Il marmo è la ricerca di un racconto a partire da un’immagine, da una sensazione. Il narratore, seduto nudo su un blocco di marmo, verifica la presenza delle proprie parti intime, ma non ricorda come sia finito lì. La rievocazione di quest’episodio costituisce la trama il romanzo, che prende forma – alla stregua di un sonetto – a partire dall’esibizione e raccolta di tutta una serie di “gadget provvidenziali” che scandiranno il divenire della vicenda sino a giungere all’episodio iniziale, che viene a coincidere con il finale stesso.

I gadget sono: pile, un occhio di gomma, una tabella delle proteine, una forcina dorata, un cucchiaino lente d’ingrandimento, un anello di plastica dorato e una macchina fotografica delle dimensioni di un dado. Così procede, «da un’assurdità all’altra», al ritmo incalzante dell’avventura. Perché tutto è lecito nella brama di raccontare da romanzo d’appendice: è questa la forma di diluire il marmo (il genere Romanzo, con l’iniziale maiuscola), di poter raccontare a partire dalla semplicità del proprio corpo, dal piacere di pronunciare una parola, “marmo”, lasciando che l’immaginazione filtri e agisca nelle porosità della parola.

C’è un’immagine che dà inizio al viaggio, e che innesca la proliferazione di storie che seguiranno. Ma non si accumulano «immagini semplicemente per hobby», c’è un’etica e una responsabilità di fronte a questo turbine che tutto trascina via con sé, ci sono conseguenze da tener in conto: «Chi poteva garantirmi che Jonathan sarebbe uscito indenne dalla frammentazione delle immagini? O forse dovrei dire: dalla irresponsabilità delle immagini. La superficialità delle immagini. Le immagini prive di funzione, giocherellone, ballerine, cubiste, astratte… Ciò le rendeva adatte come veicolo per attraversare l’identità dei mondi, ma nulla garantiva che fossero adatte, piuttosto il contrario, per riconfigurare un organismo in grado di funzionare […] La mia responsabilità di fronte al mondo si è trasferita, senza ridursi, su questo ragazzo cinese che il destino aveva messo sulla mia strada».
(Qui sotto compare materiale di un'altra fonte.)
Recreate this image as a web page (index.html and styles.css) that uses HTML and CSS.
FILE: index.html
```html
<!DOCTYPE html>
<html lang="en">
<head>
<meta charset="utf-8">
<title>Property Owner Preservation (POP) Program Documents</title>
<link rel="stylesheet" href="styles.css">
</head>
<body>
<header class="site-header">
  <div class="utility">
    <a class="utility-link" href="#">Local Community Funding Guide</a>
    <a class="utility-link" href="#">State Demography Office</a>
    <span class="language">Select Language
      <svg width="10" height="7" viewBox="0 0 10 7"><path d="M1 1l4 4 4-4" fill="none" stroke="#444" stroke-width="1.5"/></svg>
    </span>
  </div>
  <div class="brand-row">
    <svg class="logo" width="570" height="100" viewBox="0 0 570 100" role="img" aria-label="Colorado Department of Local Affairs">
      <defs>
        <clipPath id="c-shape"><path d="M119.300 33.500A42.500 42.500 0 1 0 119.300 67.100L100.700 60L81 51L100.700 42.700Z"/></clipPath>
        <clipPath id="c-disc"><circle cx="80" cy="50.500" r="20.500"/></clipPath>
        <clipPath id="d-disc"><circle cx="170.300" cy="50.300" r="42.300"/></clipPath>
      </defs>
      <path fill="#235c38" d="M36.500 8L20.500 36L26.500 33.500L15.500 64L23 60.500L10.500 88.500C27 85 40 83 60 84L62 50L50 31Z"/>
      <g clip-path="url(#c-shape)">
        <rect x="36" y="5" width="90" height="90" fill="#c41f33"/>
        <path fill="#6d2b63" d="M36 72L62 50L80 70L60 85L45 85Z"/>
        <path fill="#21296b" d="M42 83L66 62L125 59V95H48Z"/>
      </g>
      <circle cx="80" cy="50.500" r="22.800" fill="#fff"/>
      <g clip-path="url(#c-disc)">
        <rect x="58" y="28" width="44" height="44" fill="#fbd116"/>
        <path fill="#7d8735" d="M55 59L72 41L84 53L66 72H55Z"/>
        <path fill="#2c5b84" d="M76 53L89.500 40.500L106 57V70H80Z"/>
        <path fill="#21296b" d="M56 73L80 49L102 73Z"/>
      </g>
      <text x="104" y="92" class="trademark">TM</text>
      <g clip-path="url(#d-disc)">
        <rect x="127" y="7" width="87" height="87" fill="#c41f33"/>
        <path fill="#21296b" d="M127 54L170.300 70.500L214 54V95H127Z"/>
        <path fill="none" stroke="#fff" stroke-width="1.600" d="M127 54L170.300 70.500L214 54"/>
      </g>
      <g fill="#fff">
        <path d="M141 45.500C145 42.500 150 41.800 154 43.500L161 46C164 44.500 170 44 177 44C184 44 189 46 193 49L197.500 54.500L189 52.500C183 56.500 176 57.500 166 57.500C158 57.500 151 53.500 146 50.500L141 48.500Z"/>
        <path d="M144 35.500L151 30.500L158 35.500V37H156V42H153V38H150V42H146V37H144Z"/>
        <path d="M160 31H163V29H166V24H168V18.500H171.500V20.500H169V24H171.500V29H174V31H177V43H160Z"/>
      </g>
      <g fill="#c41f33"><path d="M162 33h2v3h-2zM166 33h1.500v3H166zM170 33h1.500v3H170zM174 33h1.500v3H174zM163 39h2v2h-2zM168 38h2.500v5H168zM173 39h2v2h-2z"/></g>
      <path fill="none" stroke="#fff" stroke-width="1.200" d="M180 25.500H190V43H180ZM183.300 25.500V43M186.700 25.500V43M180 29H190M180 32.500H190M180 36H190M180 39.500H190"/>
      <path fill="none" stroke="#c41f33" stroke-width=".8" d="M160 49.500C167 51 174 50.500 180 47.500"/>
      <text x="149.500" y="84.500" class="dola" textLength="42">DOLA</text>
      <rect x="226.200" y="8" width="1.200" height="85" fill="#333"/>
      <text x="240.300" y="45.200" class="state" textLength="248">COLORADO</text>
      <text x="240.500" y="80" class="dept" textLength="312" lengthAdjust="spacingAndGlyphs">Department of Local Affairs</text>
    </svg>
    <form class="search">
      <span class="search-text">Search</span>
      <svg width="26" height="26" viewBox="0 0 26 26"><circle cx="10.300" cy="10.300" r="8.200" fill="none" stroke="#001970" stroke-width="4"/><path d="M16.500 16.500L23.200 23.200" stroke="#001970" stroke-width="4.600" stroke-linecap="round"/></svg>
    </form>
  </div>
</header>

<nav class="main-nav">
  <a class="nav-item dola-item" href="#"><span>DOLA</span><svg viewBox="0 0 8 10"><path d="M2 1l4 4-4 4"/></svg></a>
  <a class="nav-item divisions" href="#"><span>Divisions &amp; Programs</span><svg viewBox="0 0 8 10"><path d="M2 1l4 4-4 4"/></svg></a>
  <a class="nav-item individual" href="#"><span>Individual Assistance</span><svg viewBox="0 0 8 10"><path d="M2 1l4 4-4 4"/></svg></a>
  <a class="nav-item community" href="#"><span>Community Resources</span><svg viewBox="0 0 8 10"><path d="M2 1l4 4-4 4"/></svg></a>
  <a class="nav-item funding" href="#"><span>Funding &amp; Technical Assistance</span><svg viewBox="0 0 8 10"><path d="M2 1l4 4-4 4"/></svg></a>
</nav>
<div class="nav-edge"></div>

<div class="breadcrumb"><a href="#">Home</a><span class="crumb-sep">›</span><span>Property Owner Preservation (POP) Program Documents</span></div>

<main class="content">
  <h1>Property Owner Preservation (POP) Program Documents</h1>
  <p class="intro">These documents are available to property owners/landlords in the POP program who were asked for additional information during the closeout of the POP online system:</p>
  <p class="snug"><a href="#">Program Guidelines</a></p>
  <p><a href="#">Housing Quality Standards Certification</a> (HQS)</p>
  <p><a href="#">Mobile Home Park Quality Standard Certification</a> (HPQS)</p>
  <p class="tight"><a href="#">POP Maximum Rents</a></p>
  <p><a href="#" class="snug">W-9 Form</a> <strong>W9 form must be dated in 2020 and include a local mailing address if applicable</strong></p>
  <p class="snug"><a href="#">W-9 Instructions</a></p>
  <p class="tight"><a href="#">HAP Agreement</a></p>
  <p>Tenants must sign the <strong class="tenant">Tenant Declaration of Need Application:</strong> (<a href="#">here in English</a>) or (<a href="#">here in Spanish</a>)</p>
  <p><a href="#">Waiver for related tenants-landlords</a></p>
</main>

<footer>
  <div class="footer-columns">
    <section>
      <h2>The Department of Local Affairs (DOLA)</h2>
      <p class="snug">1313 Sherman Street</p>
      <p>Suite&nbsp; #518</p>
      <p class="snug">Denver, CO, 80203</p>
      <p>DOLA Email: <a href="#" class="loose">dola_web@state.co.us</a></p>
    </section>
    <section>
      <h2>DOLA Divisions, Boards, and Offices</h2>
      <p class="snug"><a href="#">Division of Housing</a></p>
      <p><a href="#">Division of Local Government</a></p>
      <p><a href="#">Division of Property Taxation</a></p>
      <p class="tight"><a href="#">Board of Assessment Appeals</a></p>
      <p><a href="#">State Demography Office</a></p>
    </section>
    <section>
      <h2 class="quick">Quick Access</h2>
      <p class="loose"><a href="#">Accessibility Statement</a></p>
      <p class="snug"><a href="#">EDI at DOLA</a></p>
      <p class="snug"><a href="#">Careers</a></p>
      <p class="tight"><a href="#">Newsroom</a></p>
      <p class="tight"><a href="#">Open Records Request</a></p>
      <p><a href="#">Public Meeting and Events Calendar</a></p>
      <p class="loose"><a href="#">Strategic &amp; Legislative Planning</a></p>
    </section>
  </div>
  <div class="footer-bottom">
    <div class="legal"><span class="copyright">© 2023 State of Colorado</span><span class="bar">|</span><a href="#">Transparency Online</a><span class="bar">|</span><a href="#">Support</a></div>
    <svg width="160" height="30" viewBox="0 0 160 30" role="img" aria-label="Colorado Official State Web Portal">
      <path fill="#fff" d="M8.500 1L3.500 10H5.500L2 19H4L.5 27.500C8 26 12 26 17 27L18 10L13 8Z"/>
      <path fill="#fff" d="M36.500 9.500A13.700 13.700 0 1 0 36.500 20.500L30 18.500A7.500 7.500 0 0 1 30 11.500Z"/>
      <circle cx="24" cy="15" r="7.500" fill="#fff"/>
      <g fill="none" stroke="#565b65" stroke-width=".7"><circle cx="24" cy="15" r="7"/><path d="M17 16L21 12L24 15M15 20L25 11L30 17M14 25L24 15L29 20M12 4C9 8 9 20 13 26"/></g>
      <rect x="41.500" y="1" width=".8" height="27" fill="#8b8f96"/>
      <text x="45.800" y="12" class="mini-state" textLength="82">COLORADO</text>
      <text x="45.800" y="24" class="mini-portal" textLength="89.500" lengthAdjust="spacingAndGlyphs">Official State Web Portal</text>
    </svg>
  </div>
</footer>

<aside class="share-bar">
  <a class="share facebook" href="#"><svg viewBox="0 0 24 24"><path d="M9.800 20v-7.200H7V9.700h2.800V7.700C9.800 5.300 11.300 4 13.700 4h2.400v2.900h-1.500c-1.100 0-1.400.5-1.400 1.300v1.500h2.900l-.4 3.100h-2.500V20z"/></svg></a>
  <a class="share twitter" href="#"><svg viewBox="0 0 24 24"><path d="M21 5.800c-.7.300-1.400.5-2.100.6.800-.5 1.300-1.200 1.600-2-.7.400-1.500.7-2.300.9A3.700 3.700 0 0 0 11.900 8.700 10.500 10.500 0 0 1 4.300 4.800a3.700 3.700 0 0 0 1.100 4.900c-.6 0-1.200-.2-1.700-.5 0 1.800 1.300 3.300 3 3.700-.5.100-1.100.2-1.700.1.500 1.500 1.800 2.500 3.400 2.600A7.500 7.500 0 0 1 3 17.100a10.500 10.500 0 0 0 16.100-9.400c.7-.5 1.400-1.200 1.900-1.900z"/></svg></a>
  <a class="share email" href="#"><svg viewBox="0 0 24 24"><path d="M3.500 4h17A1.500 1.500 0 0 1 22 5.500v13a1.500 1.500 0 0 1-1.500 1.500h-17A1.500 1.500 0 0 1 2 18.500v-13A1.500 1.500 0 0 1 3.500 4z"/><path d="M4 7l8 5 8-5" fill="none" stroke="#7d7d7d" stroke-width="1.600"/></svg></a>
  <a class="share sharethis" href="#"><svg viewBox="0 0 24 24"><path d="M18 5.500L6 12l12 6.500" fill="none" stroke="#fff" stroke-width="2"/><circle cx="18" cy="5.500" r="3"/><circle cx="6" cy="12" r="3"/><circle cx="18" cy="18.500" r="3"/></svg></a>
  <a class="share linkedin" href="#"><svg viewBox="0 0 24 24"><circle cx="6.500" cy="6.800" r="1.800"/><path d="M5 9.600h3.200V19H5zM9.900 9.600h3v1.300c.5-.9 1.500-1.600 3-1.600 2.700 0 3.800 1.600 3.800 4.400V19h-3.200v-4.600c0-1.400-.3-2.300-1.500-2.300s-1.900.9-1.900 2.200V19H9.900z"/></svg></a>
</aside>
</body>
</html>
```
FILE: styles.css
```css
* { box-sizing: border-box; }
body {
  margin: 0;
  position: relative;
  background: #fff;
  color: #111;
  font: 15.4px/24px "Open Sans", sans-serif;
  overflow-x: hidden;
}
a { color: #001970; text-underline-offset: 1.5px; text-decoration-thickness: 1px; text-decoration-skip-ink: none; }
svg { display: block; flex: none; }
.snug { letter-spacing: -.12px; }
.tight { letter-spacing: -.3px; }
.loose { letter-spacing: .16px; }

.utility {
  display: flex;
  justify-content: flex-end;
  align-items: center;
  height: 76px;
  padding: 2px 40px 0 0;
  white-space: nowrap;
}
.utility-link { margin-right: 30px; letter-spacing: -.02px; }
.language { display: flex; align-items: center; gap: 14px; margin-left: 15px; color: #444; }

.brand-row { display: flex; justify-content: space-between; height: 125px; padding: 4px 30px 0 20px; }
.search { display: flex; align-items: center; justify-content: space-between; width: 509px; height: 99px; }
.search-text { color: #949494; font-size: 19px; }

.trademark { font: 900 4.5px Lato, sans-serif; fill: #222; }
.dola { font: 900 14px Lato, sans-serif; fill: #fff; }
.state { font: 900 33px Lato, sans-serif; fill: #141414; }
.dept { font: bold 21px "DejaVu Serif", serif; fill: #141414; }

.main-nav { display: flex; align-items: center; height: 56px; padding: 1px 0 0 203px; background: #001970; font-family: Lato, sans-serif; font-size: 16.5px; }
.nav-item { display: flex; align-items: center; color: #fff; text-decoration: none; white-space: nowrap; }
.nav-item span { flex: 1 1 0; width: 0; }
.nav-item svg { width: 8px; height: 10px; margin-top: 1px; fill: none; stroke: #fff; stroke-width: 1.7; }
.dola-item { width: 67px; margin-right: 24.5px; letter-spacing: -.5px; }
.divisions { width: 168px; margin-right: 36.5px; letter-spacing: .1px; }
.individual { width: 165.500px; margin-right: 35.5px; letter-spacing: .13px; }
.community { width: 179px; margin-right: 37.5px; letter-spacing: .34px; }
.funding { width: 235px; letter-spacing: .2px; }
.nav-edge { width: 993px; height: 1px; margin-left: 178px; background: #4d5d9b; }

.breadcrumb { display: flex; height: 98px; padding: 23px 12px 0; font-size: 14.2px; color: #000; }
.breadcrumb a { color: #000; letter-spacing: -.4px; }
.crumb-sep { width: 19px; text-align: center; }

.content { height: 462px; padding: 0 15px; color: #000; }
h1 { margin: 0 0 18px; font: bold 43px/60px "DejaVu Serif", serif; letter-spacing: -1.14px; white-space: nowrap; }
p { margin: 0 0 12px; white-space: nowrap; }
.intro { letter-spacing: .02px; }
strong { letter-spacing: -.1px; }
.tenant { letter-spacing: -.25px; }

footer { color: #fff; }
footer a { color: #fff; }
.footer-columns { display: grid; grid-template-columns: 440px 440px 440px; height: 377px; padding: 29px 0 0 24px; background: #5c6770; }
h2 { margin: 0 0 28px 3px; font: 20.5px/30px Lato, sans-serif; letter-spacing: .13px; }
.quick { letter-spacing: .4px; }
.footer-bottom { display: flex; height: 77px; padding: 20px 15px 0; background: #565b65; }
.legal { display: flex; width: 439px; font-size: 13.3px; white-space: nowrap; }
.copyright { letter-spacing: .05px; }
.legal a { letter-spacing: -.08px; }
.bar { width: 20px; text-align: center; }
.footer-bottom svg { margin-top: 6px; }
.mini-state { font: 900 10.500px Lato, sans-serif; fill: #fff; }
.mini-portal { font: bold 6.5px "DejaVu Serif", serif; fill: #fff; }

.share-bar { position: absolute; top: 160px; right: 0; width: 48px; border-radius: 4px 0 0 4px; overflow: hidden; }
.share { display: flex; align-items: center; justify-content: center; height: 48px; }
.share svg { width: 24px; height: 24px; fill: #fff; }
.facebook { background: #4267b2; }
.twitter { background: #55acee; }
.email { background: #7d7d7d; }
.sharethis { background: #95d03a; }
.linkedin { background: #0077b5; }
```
Così Aira crea mondi: a partire da elementi quotidiani, triviali, da ciò che ci circonda nel modo più immediato, ma sempre esercitando il suo diritto a demistificare e decodificare ciò che all’apparenza è inalterabile. Così elabora stereotipi, generi, proverbi, metafore, mezzi di comunicazione, coscienza di classe. Mai tralascia di sondare la “doppiezza” della parola nel suo oscillare tra significato figurativo e letterale.

In questo senso il marmo (quello dei monumenti, di Carrara, dei busti di grandi scrittori, delle lapidi) è diluito sino a diventare proto-marmo, la forma più insignificante di resto da dare in un supermercato cinese e allo stesso tempo un esperimento extraterrestre degno della più azzardata fantascienza.

Tuttavia il narratore, che si dichiara devoto a Zezè e l’albero d’arance, disdegna la fantascienza, e fa di tutto per non cadere nelle maglie di quel genere. Nonostante si invochino glin extraterresti, Aira piega intenzionalmente la trama in modo da evitare la «suddetta narrativa di genere».

Come un essere alieno Aira decifra e disarticola i codici culturali per inocularvi il virus del nuovo, del piccolo, del folle, che, muovendo dalla noia, dalla rassegnazione o dall’ispirazione, genera comunque sia scrittura, brandendo sempre la lucidità delirante di colui che da un momento all’altro dirà qualcosa di illuminante.

Come se una statua prendesse vita.

Come se un carrello della spesa si mettesse a parlare.
Il romanzo breve di Aira resuscita ciò che si era pietrificato nella struttura marmorea del Romanzo. Il marmo è la lapide mortuaria, ciò contro cui si ribella la vita (la scrittura) nella sua brama di sussistenza. Da qui la lotta per l’inclassificabile, per l’infinitamente unico, per trovare una «differenza nell’identico» in grado di reintrodurci nel regno del tempo dove la nostalgia è una realtà.